In Libano, ad Al-Khiyam, si sono svolti i funerali di Issam Abdallah, 37 anni, giornalista dell’agenzia Reuters ucciso venerdì 13 ottobre nel sud del Libano, al confine con Israele, quando colpi di mortaio lanciati dalla direzione di Israele hanno colpito un gruppo di giornalisti; altri sei sono rimasti feriti, due dell’agenzia France Presse, due della Reuters e due della tv qatariota Al-Jazeera.
Il ministero degli Esteri libanese ha dichiarato che presenterà una denuncia formale al Consiglio di sicurezza delle Nazioni Unite per quella che ha definito “l’uccisione deliberata da parte di Israele” di Issam Abdullah.
Il bilancio dei giornalisti uccisi in una settimana di conflitto fra Israele e Hamas è pesante: sono almeno 11 secondo il New York Times, che cita il Committee to Protect Journalists (qui si trova l’intero elenco), di cui nove palestinesi, un israeliano e un libanese. Almeno un giornalista israeliano risulta disperso, molti altri sono stati feriti. Il Comitato sta indagando altre notizie su reporter uccisi, feriti o dispersi a Gaza o nelle vicinanze.
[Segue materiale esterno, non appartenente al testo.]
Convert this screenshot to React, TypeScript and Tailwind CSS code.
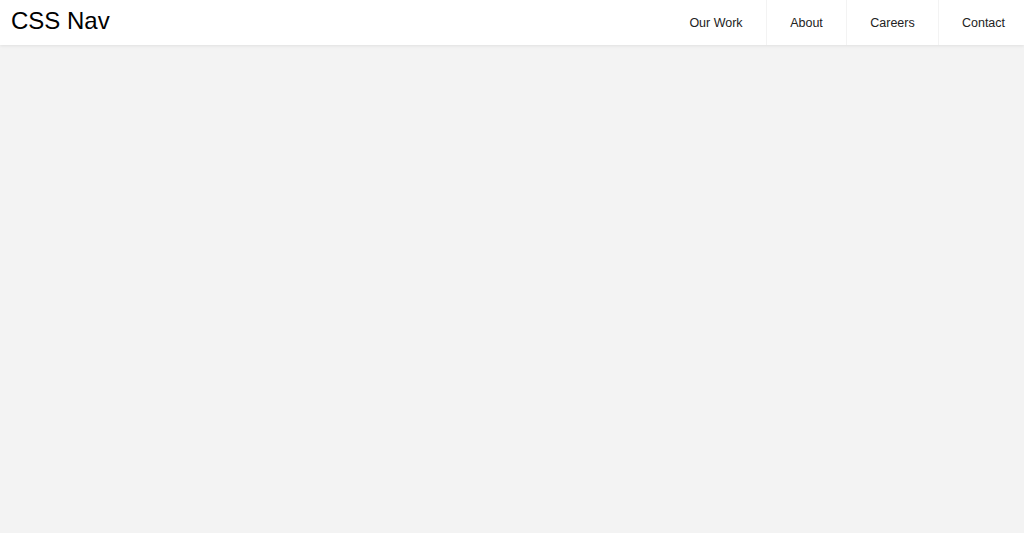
const links = [
  { label: "Our Work", w: "w-[100px]" },
  { label: "About", w: "w-[80px]" },
  { label: "Careers", w: "w-[92px]" },
  { label: "Contact", w: "w-[86px] pl-[4px]" },
];

export default function App() {
  return (
    <div className="min-h-screen bg-[#f3f3f3] font-['Liberation_Sans',Arial,sans-serif]">
      <header className="h-[45px] bg-white flex items-center justify-between shadow-[0_1px_3px_rgba(0,0,0,0.08)]">
        <div className="pl-[11px] text-[24px] leading-none text-black -mt-[4px]">CSS Nav</div>
        <nav className="flex h-full">
          {links.map((link, i) => (
            <a
              key={link.label}
              href="#"
              className={`${link.w} h-full flex items-center justify-center pt-[1px] text-[12.5px] text-[#222] ${
                i > 0 ? "border-l border-[#f3f3f3]" : ""
              }`}
            >
              {link.label}
            </a>
          ))}
        </nav>
      </header>
    </div>
  );
}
I reporter all’interno della Striscia sono i più colpiti, dice Sherif Mansour, coordinatore del Comitato per il Medio Oriente: “Sono i più vulnerabili ma anche i più necessari, sono i nostri occhi su quello che accade”: sono gli autori delle foto da Gaza che invadono i giornali di tutto il mondo, ma lavorano mentre ricevono l’ordine di evacuazione dal nord della Striscia o mentre cercano di proteggere le loro famiglie; molti scrivendo o trasmettendo dall’interno di un ospedale perché è l’unico posto dove hanno elettricità e servizio internet.